Some reflections made on the nature of digital technology was that an inherent part of digital technology is that it is not going to work 100 % as one intended. Using new technologies in new performance spaces with new setups could be challenging. One needs contingency plans, patience and the ability to rely on oneself. Overall, all the works were designed to be accessible to the performers and the audience. For instance, none of them required any technical digital music skills from the performers other than some familiarity with interpreting animated digital scores and the ability to improvise. The performers in this project had a lot of previous experience with different forms of animated digital notation. The participants also benefited from the presence of the Decibel Music Ensemble experts in animated notation. However, some performers of the digital scores had to conceptualize their way of thinking about the digital scores presented to them to interpret them. In Iran’s 502 Days of self, the performers had to follow the intentionality of their sonic gestures more than following with changes to the shapes. For example, players could stay silent through 2 or 3 changes if it helped them in finishing or starting their gestures more smoothly.
Conclusion
All the participants had innovative new experiences through working with their digital scores or they hoped to create such an experience for the performers of their works.
For Iran Sanadzadeh, making 502 Days of self, using Machine Learning analysis from the recordings of her performance practice on the pressure-sensitive floors instrument allowed her to have a perspective on what is possible across many different ways in animating scores while using digital components. It was also an opportunity to deeply explore through the use of AI and Machine Learning the relationship between movement and sound, encouraging the performers in her piece to explore their gestural vocabulary.
For Chloë Sobek, the creation of the score was a transformative experience as it showed her how a digital score could operate in a more interactive and immersive environment. Making a VR digital score contributed significantly to her skill set and allowed her to build on her previous skills in Reaper. In the future, she hopes this could be a transformative experience for the audience once the digital score becomes more interactive. Perhaps, also extending the possibility for them to create sounds through the game engine while being immersed in the digital score, creating their unique version.
Helen Svoboda’s visualization for the double bass in Wormwood encouraged spontaneity and challenged her embodied habits as an improviser through different pacing, structure and dynamics. By relying on the digital score, she found new ways to navigate sound on her instrument while discovering new sound combinations. She finds this to be a transformative component in this digital score. She hopes Wormwood will continue to inspire herself and other performers who will interpret the work.
While Jaslyn Robertson created a performance environment where players could respond sensitively with care while listening to the subtle movements of the spatialized audio. To do this, she had to overcome the challenges of working in a new space in Hamburg with a different speaker configuration and lighting setup. She also had to become comfortable in giving up some control over the musical material by including musicians’ improvisation in response to the audio score as well as a randomized spotlight element.
Working on the digital scores, prompted the composer/performers to reflect on how using different new technologies could be transforming their creativity.
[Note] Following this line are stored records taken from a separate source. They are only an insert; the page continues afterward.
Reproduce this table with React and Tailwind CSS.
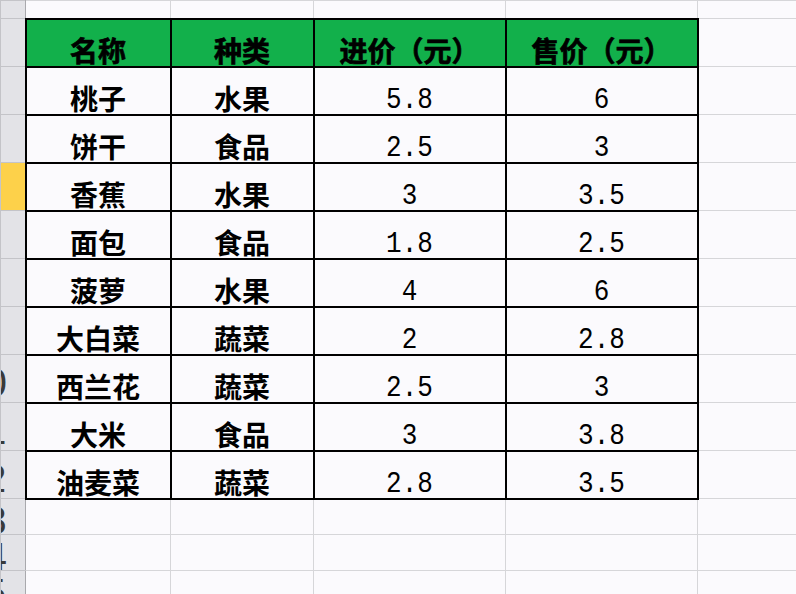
const rows = [
  ["桃子", "水果", "5.8", "6"],
  ["饼干", "食品", "2.5", "3"],
  ["香蕉", "水果", "3", "3.5"],
  ["面包", "食品", "1.8", "2.5"],
  ["菠萝", "水果", "4", "6"],
  ["大白菜", "蔬菜", "2", "2.8"],
  ["西兰花", "蔬菜", "2.5", "3"],
  ["大米", "食品", "3", "3.8"],
  ["油麦菜", "蔬菜", "2.8", "3.5"],
];

const cjk = { fontFamily: '"Noto Sans CJK SC", "Noto Sans", sans-serif' };
const mono = { fontFamily: '"Liberation Mono", "DejaVu Sans Mono", monospace' };

// row number column is scrolled mostly off the left edge,
// only the last digit of two-digit numbers peeks out
const RowHead = ({ n, h, active }) => (
  <td
    className={`p-0 border border-[#c4c4c8] border-r-[#a9a9ad] ${
      active ? "bg-[#fdd14a]" : "bg-[#e3e3e7]"
    }`}
  >
    <div className={`w-[25px] overflow-hidden flex items-center ${h}`}>
      {n.length > 1 && (
        <div className="w-[7px] shrink-0 flex justify-end pt-[8px]">
          <span
            className="whitespace-nowrap text-[38px] leading-[0] text-[#3a3a3a]"
            style={{ fontFamily: '"DejaVu Sans", sans-serif' }}
          >
            {n}
          </span>
        </div>
      )}
    </div>
  </td>
);

const Grid = () => <td className="p-0 border border-[#d6d6d9]" />;

export default function App() {
  return (
    <div className="w-[796px] h-[594px] overflow-hidden bg-[#fbfafd]">
      <table className="table-fixed border-collapse w-[796px]">
        <colgroup>
          <col className="w-[25px]" />
          <col className="w-[145px]" />
          <col className="w-[143px]" />
          <col className="w-[192px]" />
          <col className="w-[192px]" />
          <col className="w-[99px]" />
        </colgroup>
        <tbody>
          <tr>
            <RowHead n="2" h="h-[17px]" />
            <Grid />
            <Grid />
            <Grid />
            <Grid />
            <Grid />
          </tr>
          <tr>
            <RowHead n="3" h="h-[47px]" />
            {["名称", "种类", "进价（元）", "售价（元）"].map((h) => (
              <td
                key={h}
                className="p-0 pb-[2px] align-bottom text-center border-2 border-black bg-[#12b04b] text-[28px] leading-none font-bold text-black [-webkit-text-stroke:0.7px_black]"
                style={cjk}
              >
                {h}
              </td>
            ))}
            <Grid />
          </tr>
          {rows.map((r, i) => (
            <tr key={i}>
              <RowHead n={String(i + 4)} h="h-[47px]" active={i === 2} />
              <td
                className="p-0 pb-[2px] align-bottom text-center border-2 border-black text-[28px] leading-none font-semibold text-black"
                style={cjk}
              >
                {r[0]}
              </td>
              <td
                className="p-0 pb-[2px] align-bottom text-center border-2 border-black text-[28px] leading-none font-semibold text-black"
                style={cjk}
              >
                {r[1]}
              </td>
              {[r[2], r[3]].map((v, j) => (
                <td
                  key={j}
                  className="p-0 align-bottom text-center border-2 border-black text-[26px] leading-none text-black"
                  style={mono}
                >
                  <span className="inline-block scale-y-[1.15] origin-bottom translate-y-[1px]">{v}</span>
                </td>
              ))}
              <Grid />
            </tr>
          ))}
          {["13", "14", "15"].map((n) => (
            <tr key={n}>
              <RowHead n={n} h="h-[35px]" />
              <Grid />
              <Grid />
              <Grid />
              <Grid />
              <Grid />
            </tr>
          ))}
        </tbody>
      </table>
    </div>
  );
}
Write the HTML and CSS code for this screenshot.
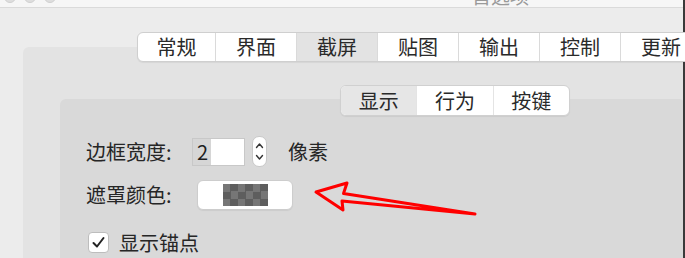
FILE: index.html
```html
<!DOCTYPE html>
<html lang="zh">
<head>
<meta charset="utf-8">
<title>首选项</title>
<link rel="stylesheet" href="styles.css">
</head>
<body>
<div class="window">
  <div class="titlebar">
    <div class="lights"><span></span><span></span><span></span></div>
    <div class="title">首选项</div>
  </div>
  <div class="content">
    <div class="tabbar">
      <div class="seg first">常规</div>
      <div class="seg">界面</div>
      <div class="seg active">截屏</div>
      <div class="seg">贴图</div>
      <div class="seg">输出</div>
      <div class="seg">控制</div>
      <div class="seg">更新</div>
    </div>
    <div class="pane">
      <div class="subtabbar">
        <div class="sseg active">显示</div>
        <div class="sseg mid">行为</div>
        <div class="sseg">按键</div>
      </div>
      <div class="subpane">
        <div class="row row1">
          <span class="label">边框宽度:</span>
          <div class="input"><span class="sel">2</span></div>
          <div class="stepper">
            <svg width="13" height="29" viewBox="0 0 13 29"><path d="M3.5 10.5 L6.5 7 L9.5 10.5" fill="none" stroke="#333" stroke-width="1.4" stroke-linecap="round" stroke-linejoin="round"/><path d="M3.5 18.5 L6.5 22 L9.5 18.5" fill="none" stroke="#333" stroke-width="1.4" stroke-linecap="round" stroke-linejoin="round"/></svg>
          </div>
          <span class="unit">像素</span>
        </div>
        <div class="row row2">
          <span class="label">遮罩颜色:</span>
          <div class="colorbtn"><div class="swatch"></div></div>
        </div>
        <div class="row row3">
          <div class="checkbox">
            <svg width="19" height="19" viewBox="0 0 19 19"><path d="M4.5 10 L8 13.5 L14.5 5" fill="none" stroke="#222" stroke-width="2" stroke-linecap="round" stroke-linejoin="round"/></svg>
          </div>
          <span class="cblabel">显示锚点</span>
        </div>
      </div>
    </div>
  </div>
  <svg class="arrow" width="685" height="258" viewBox="0 0 685 258">
    <path d="M316 192 L347 183 L343.5 193.5 L475 214 L342 201 L343 210 Z" fill="none" stroke="#ff0000" stroke-width="3" stroke-linejoin="round"/>
  </svg>
  <div class="edge"></div>
</div>
</body>
</html>
```
FILE: styles.css
```css
* { box-sizing: border-box; }
html, body { margin: 0; padding: 0; }
body {
  width: 685px;
  height: 258px;
  overflow: hidden;
  background: #ececec;
  font-family: "Noto Sans CJK SC", "Noto Sans", sans-serif;
  color: #262626;
}
.window {
  position: relative;
  width: 685px;
  height: 258px;
  overflow: hidden;
}
.titlebar {
  height: 8px;
  background: #f6f6f6;
  border-bottom: 1px solid #dadada;
  display: flex;
  align-items: flex-end;
  overflow: hidden;
}
.lights {
  display: flex;
  gap: 8px;
  margin-left: 4px;
  margin-bottom: 4px;
}
.lights span {
  width: 12px;
  height: 12px;
  border-radius: 50%;
  background: #dedede;
  border: 1px solid #d0d0d0;
}
.title {
  margin-left: 416px;
  margin-bottom: 1px;
  font-size: 19px;
  line-height: 20px;
  color: #9a9a9a;
  flex-shrink: 0;
}
.content {
  padding-top: 24px;
}
.tabbar {
  position: relative;
  z-index: 1;
  display: flex;
  width: max-content;
  height: 30px;
  margin-left: 137px;
  background: #fff;
  border: 1px solid #cfcfcf;
  border-radius: 6px;
  box-shadow: 0 1px 1px rgba(0,0,0,0.06);
  overflow: hidden;
}
.seg {
  width: 81px;
  flex-shrink: 0;
  display: flex;
  align-items: center;
  justify-content: center;
  border-left: 1px solid #dadada;
  font-size: 20px;
  line-height: 1;
  color: #2a2a2a;
}
.seg.first { width: 77px; border-left: 0; }
.seg.active { background: #e3e3e3; }
.pane {
  margin-top: -15px;
  margin-left: 23px;
  height: 260px;
  background: #e3e3e3;
  border-radius: 6px;
  padding-top: 38px;
  padding-left: 37px;
}
.subtabbar {
  position: relative;
  z-index: 1;
  display: flex;
  width: 230px;
  height: 31px;
  margin-left: 280px;
  background: #fff;
  border: 1px solid #d0d0d0;
  border-radius: 6px;
  box-shadow: 0 1px 1px rgba(0,0,0,0.06);
  overflow: hidden;
}
.sseg {
  width: 76px;
  display: flex;
  align-items: center;
  justify-content: center;
  font-size: 20px;
  line-height: 1;
  color: #2a2a2a;
}
.sseg.mid {
  width: 78px;
  border-left: 1px solid #e4e4e4;
  border-right: 1px solid #e4e4e4;
}
.sseg.active { background: #e6e6e6; }
.subpane {
  margin-top: -17px;
  height: 200px;
  background: #d9d9d9;
  border-radius: 6px;
  padding-top: 37px;
}
.row {
  display: flex;
  align-items: center;
}
.label {
  font-size: 20px;
  line-height: 1;
  color: #262626;
}
.row1 { height: 31px; padding-left: 26px; }
.row1 .label { width: 106px; }
.input {
  width: 53px;
  height: 28px;
  background: #fff;
  border: 1px solid #c8c8c8;
  display: flex;
  align-items: stretch;
}
.sel {
  background: #d6d6d6;
  padding: 0 3px 0 4px;
  font-size: 20px;
  line-height: 26px;
  color: #1e1e1e;
}
.stepper {
  margin-left: 7px;
  width: 15px;
  height: 31px;
  background: #fff;
  border: 1px solid #c9c9c9;
  border-radius: 7px;
  display: flex;
  align-items: center;
  justify-content: center;
}
.stepper svg { display: block; }
.unit {
  margin-left: 21px;
  font-size: 20px;
  line-height: 1;
}
.row2 { margin-top: 13px; height: 30px; padding-left: 26px; }
.row2 .label { width: 111px; }
.colorbtn {
  width: 96px;
  height: 30px;
  background: #fff;
  border: 1px solid #cdcdcd;
  border-radius: 6px;
  box-shadow: 0 1px 1px rgba(0,0,0,0.06);
  display: flex;
  align-items: center;
  justify-content: center;
}
.swatch {
  width: 45px;
  height: 22px;
  background-color: #6b6b6b;
  background-image: repeating-conic-gradient(#5e5e5e 0 25%, #767676 0 50%);
  background-size: 15px 15px;
}
.row3 { margin-top: 22px; height: 21px; padding-left: 28px; }
.checkbox {
  width: 21px;
  height: 21px;
  background: #fff;
  border: 1px solid #bdbdbd;
  border-radius: 4px;
  display: flex;
  align-items: center;
  justify-content: center;
}
.checkbox svg { display: block; }
.cblabel {
  margin-left: 10px;
  font-size: 20px;
  line-height: 1;
}
.arrow {
  position: absolute;
  left: 0;
  top: 0;
  pointer-events: none;
}
.edge {
  position: absolute;
  top: 0;
  right: 0;
  width: 2px;
  height: 258px;
  background: #3a3a3a;
}
```
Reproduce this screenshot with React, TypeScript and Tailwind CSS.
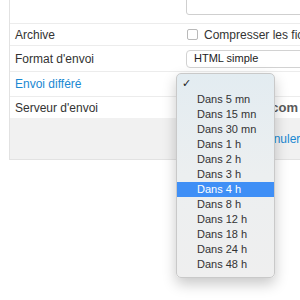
const delays = [
  'Dans 5 mn',
  'Dans 15 mn',
  'Dans 30 mn',
  'Dans 1 h',
  'Dans 2 h',
  'Dans 3 h',
  'Dans 4 h',
  'Dans 8 h',
  'Dans 12 h',
  'Dans 18 h',
  'Dans 24 h',
  'Dans 48 h',
];

function DelayMenu({ selected }: { selected: string }) {
  return (
    <div className="absolute left-[176px] top-[73px] w-[99px] rounded-[5px] border border-[#c9c9c9] bg-gradient-to-b from-[#e3ecf1] via-[#eceff0] to-[#efefef] pt-[3px] pb-[5px] shadow-[0_6px_14px_rgba(0,0,0,0.22)]">
      <div className="flex h-[15px] items-center pl-[5px] text-[11px] text-[#222] [font-family:'DejaVu_Sans',sans-serif]">
        ✓
      </div>
      {delays.map(label => (
        <div
          key={label}
          className={`flex h-[15px] items-center pl-[20px] text-[11px] ${
            label === selected ? 'bg-[#3f8ff6] text-white' : 'text-[#333]'
          }`}
        >
          {label}
        </div>
      ))}
    </div>
  );
}

export default function App() {
  return (
    <div className="relative h-[300px] w-[300px] overflow-hidden bg-white [font-family:'Liberation_Sans',Arial,sans-serif]">
      <div className="ml-[9px] w-[420px] border-l border-b border-[#e2e2e2]">
        <div className="flex h-[24px] items-end border-b border-[#ececec] pb-[8px]">
          <div className="w-[176px]" />
          <div className="h-[22px] w-[220px] rounded-[3px] border border-[#cfcfcf] bg-white" />
        </div>

        <div className="flex h-[22px] items-center border-b border-[#ececec] text-[12px] text-[#333]">
          <div className="w-[176px] pl-[5px]">Archive</div>
          <label className="flex items-center whitespace-nowrap">
            <span className="ml-[1px] h-[11px] w-[11px] rounded-[2px] border border-[#b9b9b9] bg-white" />
            <span className="ml-[6px]">Compresser les fichiers</span>
          </label>
        </div>

        <div className="flex h-[26px] items-center border-b border-[#ececec] text-[12px] text-[#333]">
          <div className="w-[176px] pl-[5px]">Format d'envoi</div>
          <div className="flex h-[18px] w-[220px] items-center rounded-[4px] border border-[#d2d2d2] bg-white pl-[7px] text-[11px] text-[#222]">
            HTML simple
          </div>
        </div>

        <div className="flex h-[25px] items-center border-b border-[#ececec] text-[12px]">
          <div className="w-[176px] pl-[5px] text-[#1a88d2]">Envoi différé</div>
        </div>

        <div className="flex h-[21px] items-center text-[12px] text-[#333]">
          <div className="w-[176px] pl-[5px]">Serveur d'envoi</div>
          <div className="flex w-[113px] justify-end overflow-hidden whitespace-nowrap pr-[1px] text-[13px] font-bold text-[#5a5a5a]">
            smtp.exemple.com
          </div>
        </div>

        <div className="flex h-[41px] items-center bg-[#f1f1f1] text-[12px]">
          <div className="w-[176px]" />
          <a className="ml-[73px] whitespace-nowrap text-[#1a88d2]">Annuler</a>
        </div>
      </div>

      <DelayMenu selected="Dans 4 h" />
    </div>
  );
}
For instance, Iran finds that based on her experiences with 502 Days of self, innovative new ways of using digital notation could create a new sonic aesthetic in her work. In making the digital score, the process of translation of her audio recordings to the animated notation through Machine learning analysis challenged her sonic aesthetic as a composer. In this process, she had to constantly evaluate how the behaviour of the animated notation reflected her original intentions and what sound world it was creating. Iran works primarily with text scores, thus the process that she chose for making 502 Days of self, showed her a new way of composing.
While Chloë Sobek reflects that the experience of making Immanence made her feel like she is expanding her sonic practice towards more visuality. She questions how much of it relates to being a musician and a composer. She also questions how deeply she could go into this field before engaging in a collaboration with people who work in the visual medium. In this discussion, it was highlighted that her expansion towards more transdisciplinary might not be embraced in some circles of the music field which still praises expertise in one’s field above other forms of creativity. While this reflects on other conversations DigiScore has had with practitioners who venture into VR and other technologies, we are also noticing that many musicians choose to engage with transdisciplinary practices despite the disciplinary pressures.